# 2017 East Coast Gathering (ECG) - Sunday May 21 in Alexandria, VA



## WildBoar

The 2017 ECG is officially set for Sunday, May 21 in Alexandria, VA. I will be hosting again this year.

For those of you who have not attended one in the past, forum members and their SOs (and some kids) typically begin arriving around noon and trickle in and out through the afternoon and into the evening. Many bring knives to show, and there is usually some stuff around to cut up. There will be some tables set out for the knives.

Food and drinks are a group effort. We'll supply a little bit, and attendees also contribute. We'll have plates, plastic utensils, cups, etc. The ovens and stove are available for whoever may need them, as well as a charcoal Weber or two, and a gas grill.
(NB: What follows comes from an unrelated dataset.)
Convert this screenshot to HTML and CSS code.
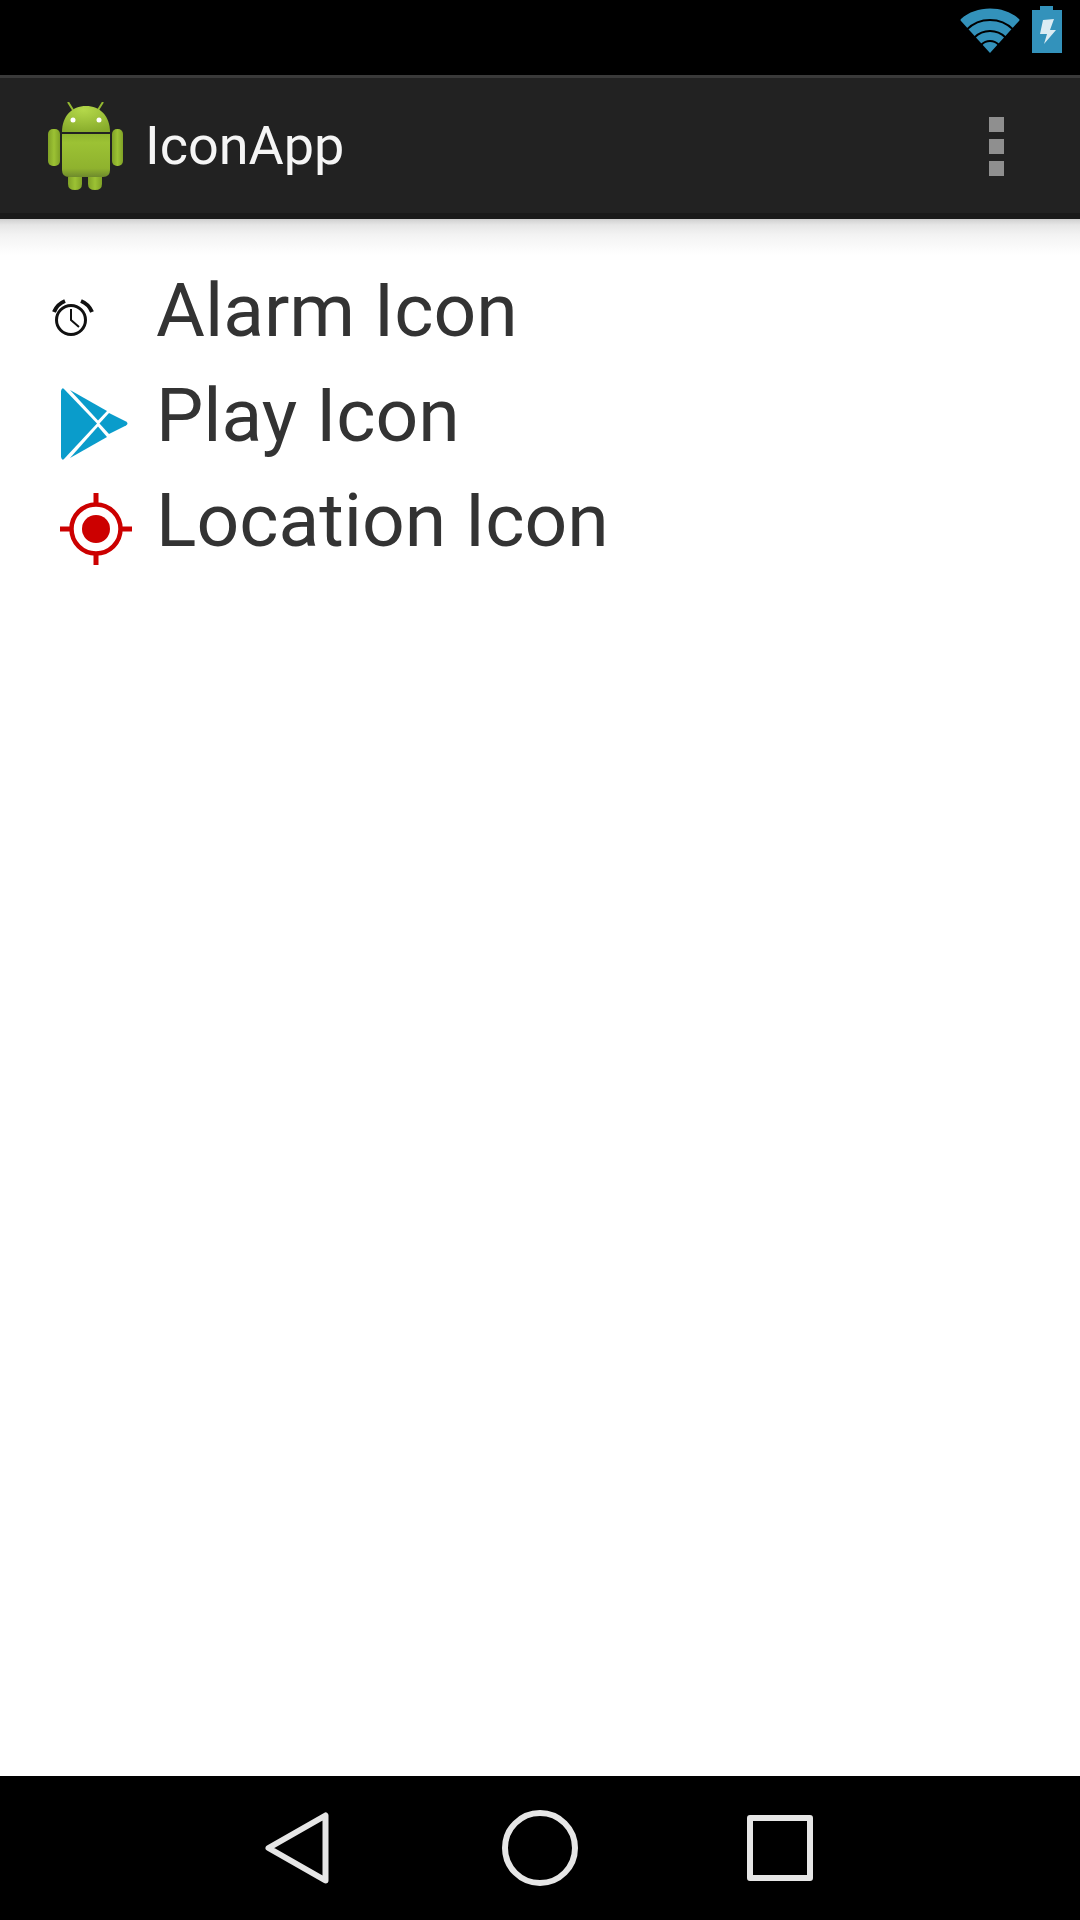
FILE: index.html
```html
<!DOCTYPE html>
<html>
  <head>
    <title>IconApp</title>
    <link rel="stylesheet" href="styles.css">
  </head>
  <body>
    <div class="screen">
      <!-- status bar -->
      <div class="status-bar">
        <svg class="wifi" width="60" height="45" viewBox="0 0 60 45">
          <path d="M30 45 L1 13 Q0 12 1 11 C16 -3 44 -3 59 11 Q60 12 59 13 Z" fill="#3392bb"/>
          <g fill="none" stroke="#000" stroke-width="2">
            <circle cx="30" cy="45" r="33"/>
            <circle cx="30" cy="45" r="22"/>
            <circle cx="30" cy="45" r="12"/>
          </g>
        </svg>
        <svg class="battery" width="30" height="47" viewBox="0 0 30 47">
          <path d="M8 0 H21 V4 H30 V47 H0 V4 H8 Z" fill="#3392bb"/>
          <path d="M11 14 L22 13 L18 24 H24 L12 38 L15 28 H8 Z" fill="#dcecf3"/>
        </svg>
      </div>

      <!-- action bar -->
      <div class="action-bar">
        <svg class="app-icon" width="75" height="88" viewBox="0 0 75 88">
          <defs>
            <radialGradient id="droid-head" cx="0.45" cy="0.15" r="0.9">
              <stop offset="0" stop-color="#b4d84a"/>
              <stop offset="1" stop-color="#86aa2a"/>
            </radialGradient>
            <linearGradient id="droid-body" x1="0" y1="0" x2="0" y2="1">
              <stop offset="0" stop-color="#8fb52e"/>
              <stop offset="0.2" stop-color="#9cc234"/>
              <stop offset="0.8" stop-color="#8fb22e"/>
              <stop offset="1" stop-color="#6e8a2c"/>
            </linearGradient>
            <linearGradient id="droid-arm" x1="0" y1="0" x2="1" y2="0">
              <stop offset="0" stop-color="#7fa126"/>
              <stop offset="0.5" stop-color="#9cc234"/>
              <stop offset="1" stop-color="#7fa126"/>
            </linearGradient>
          </defs>
          <path d="M25 8 L20 0 M50 8 L55 0" stroke="#93b831" stroke-width="2"/>
          <path d="M14 30 C14 14 24 4 38 4 C52 4 62 14 62 30 Z" fill="url(#droid-head)"/>
          <circle cx="25" cy="18" r="2.5" fill="#fff"/>
          <circle cx="51" cy="18" r="2.5" fill="#fff"/>
          <path d="M14 32 H62 V68 Q62 75 55 75 H21 Q14 75 14 68 Z" fill="url(#droid-body)"/>
          <rect x="0" y="27" width="12" height="37" rx="5" fill="url(#droid-arm)"/>
          <rect x="64" y="27" width="11" height="37" rx="5" fill="url(#droid-arm)"/>
          <path d="M20 75 H34 V82 Q34 88 27 88 Q20 88 20 82 Z" fill="url(#droid-arm)"/>
          <path d="M40 75 H54 V82 Q54 88 47 88 Q40 88 40 82 Z" fill="url(#droid-arm)"/>
        </svg>
        <span class="app-title">IconApp</span>
        <div class="overflow">
          <span class="dot"></span>
          <span class="dot"></span>
          <span class="dot"></span>
        </div>
      </div>

      <!-- icon list -->
      <div class="content">
        <div class="row">
          <div class="icon-box">
            <svg class="alarm" width="44" height="40" viewBox="0 0 44 40" fill="none" stroke="#111">
              <circle cx="20" cy="22" r="14.5" stroke-width="3"/>
              <path d="M20 11 V22 L28 29" stroke-width="2"/>
              <path d="M3 14 C5 9 9 5 14 3 M41 14 C39 9 35 5 30 3" stroke-width="4"/>
            </svg>
          </div>
          <span class="label">Alarm Icon</span>
        </div>
        <div class="row">
          <div class="icon-box">
            <svg class="play" width="68" height="72" viewBox="0 0 68 72" fill="#0a9ccb">
              <path d="M0 3 Q1 -1 3 1 L36 35.5 L3 71 Q1 73 0 69 Z"/>
              <path d="M9 2 L46 23 L37 32.5 Z"/>
              <path d="M9 70 L46 49 L37 38.5 Z"/>
              <path d="M48 25 L65 33.5 Q68 35.5 65 37.5 L48 46 L38.500 35.500 Z"/>
            </svg>
          </div>
          <span class="label">Play Icon</span>
        </div>
        <div class="row">
          <div class="icon-box">
            <svg class="target" width="72" height="72" viewBox="0 0 72 72" fill="none" stroke="#cc0000">
              <circle cx="36" cy="36" r="24.5" stroke-width="4.5"/>
              <circle cx="36" cy="36" r="14" fill="#cc0000" stroke="none"/>
              <path d="M36 0 V11 M36 61 V72 M0 36 H11 M61 36 H72" stroke-width="5"/>
            </svg>
          </div>
          <span class="label">Location Icon</span>
        </div>
      </div>

      <!-- nav bar -->
      <div class="nav-bar">
        <svg width="64" height="72" viewBox="0 0 64 72" fill="none" stroke="#e6e6e6" stroke-width="6" stroke-linejoin="round">
          <path d="M3.500 36 L60.500 3.500 V68.500 Z"/>
        </svg>
        <svg class="nav-home" width="76" height="76" viewBox="0 0 76 76" fill="none" stroke="#e6e6e6" stroke-width="6">
          <circle cx="38" cy="38" r="35"/>
        </svg>
        <svg class="nav-recent" width="66" height="66" viewBox="0 0 66 66" fill="none" stroke="#e6e6e6" stroke-width="6" stroke-linejoin="round">
          <rect x="3" y="3" width="60" height="60"/>
        </svg>
      </div>
    </div>
  </body>
</html>
```

FILE: styles.css
```css
html, body {
  margin: 0;
  padding: 0;
}
.screen {
  width: 1080px;
  height: 1920px;
  display: flex;
  flex-direction: column;
  background-color: #fff;
  font-family: Roboto, "Liberation Sans", sans-serif;
  overflow: hidden;
}
.status-bar {
  height: 75px;
  flex: none;
  background-color: #000;
  display: flex;
  justify-content: flex-end;
  align-items: flex-start;
  gap: 12px;
  padding: 6px 18px 0 0;
  box-sizing: border-box;
}
.wifi {
  margin: 2px 0 0 0;
}
.action-bar {
  height: 144px;
  flex: none;
  box-sizing: border-box;
  background-color: #222;
  border-top: 3px solid #3a3a3a;
  border-bottom: 6px solid #1a1a1a;
  display: flex;
  align-items: center;
  padding-left: 48px;
}
.app-title {
  color: #f5f5f5;
  font-size: 54px;
  margin-left: 22px;
}
.overflow {
  margin-left: auto;
  margin-right: 76px;
  margin-top: 2px;
  display: flex;
  flex-direction: column;
  gap: 7px;
}
.dot {
  width: 15px;
  height: 15px;
  background-color: #8f8f8f;
}
.content {
  flex: 1;
  padding-top: 39px;
  background: linear-gradient(#cfcfcf, #e6e6e6 6px, #f3f3f3 16px, #fff 36px) no-repeat;
}
.row {
  height: 105px;
  display: flex;
  align-items: flex-start;
}
.icon-box {
  width: 156px;
  flex: none;
}
.icon-box svg {
  display: block;
}
.alarm {
  margin: 40px 0 0 51px;
}
.play {
  margin: 25px 0 0 61px;
}
.target {
  margin: 25px 0 0 60px;
}
.label {
  color: #333;
  font-size: 75px;
  line-height: 105px;
}
.nav-bar {
  height: 144px;
  flex: none;
  background-color: #000;
  display: flex;
  align-items: center;
  padding-left: 265px;
}
.nav-home {
  margin-left: 173px;
}
.nav-recent {
  margin-left: 169px;
}
```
This is a low-stress event meant to be more of a chance to meet forum members and catch up with old friends then anything else. There is no obligation to bring knives or to contribute to the food/ drinks.

Last year we had over 40 people, including some down from NY, NJ and PA, and some from the south and deep South. And it was a good mix of restaurant pros, home cooks, a knifemaker and even a couple people who like knives but don't cook :biggrin:

There will also be a dinner on Saturday night. Last year we went to the Green Pig Bistro, where we were able to fawn over the display case full of ChucktheButcher's knife most prized knives, and visit with Charlie's parents. This year we can return to GPB, or go to one of the restaurants in DC presided over by KKF chefs.

Please chime in on this thread if you think you may attend. As the event nears I will send out an email with more specific information, including the address. My mailbox here on KKF is pretty full, so I need to switch over to email for conversations.


----------



## larrybard

Looking forward to it again!


----------



## Dream Burls

I will do my best to be there with the Mrs. Just how far are you from D.C.?


----------



## WildBoar

Just a few miles south off 395. It's a straight shot from here to 14th Street bridge, and can be done in 7-8 minutes if not during traffic hours. From NJ/ NY though I would take Beltway (495) across Wilson Bridge, take the 2nd exit and it's about 1-/2 miles from there.


----------



## Mucho Bocho

Thanks Dave for hosting. It's on my calendar and my we reserve the Yoga suite if available.


----------



## WildBoar

You got it, Dennis.


----------



## WildBoar

bump


----------



## WildBoar

BUMP

Only a month away now! Time to make sure you block out the day on your calendar!


----------



## malexthekid

Can't wait for the pics and peoples comments, thoughts and experience


----------



## WildBoar

I've sent out some emails to past attendees, but I do not have email address for many. I cleared some space in my Inbox, so if you are interested in attending please PM me with your email address and I will send you some info.


----------



## WildBoar

Shameless BUMP.

Less then one month out!

I hope to make dinner reservations for Saturday evening in the next 2 weeks, so I will be trying to get a headcount.

Thanks.


----------



## Mucho Bocho

Yea. Green Pig? Please make res. For two.


----------



## Mucho Bocho

If green pig, maybe suggest a family style meal?


----------



## WildBoar

Thinking zaytinya since we did GPB last year, but I am open to requests.


----------



## toddnmd

Very sad that I will have to miss this year's gathering of great people and great knives. I'm sure you'll all have a great time! Thanks to WB for hosting again, as well as everyone else's contributions.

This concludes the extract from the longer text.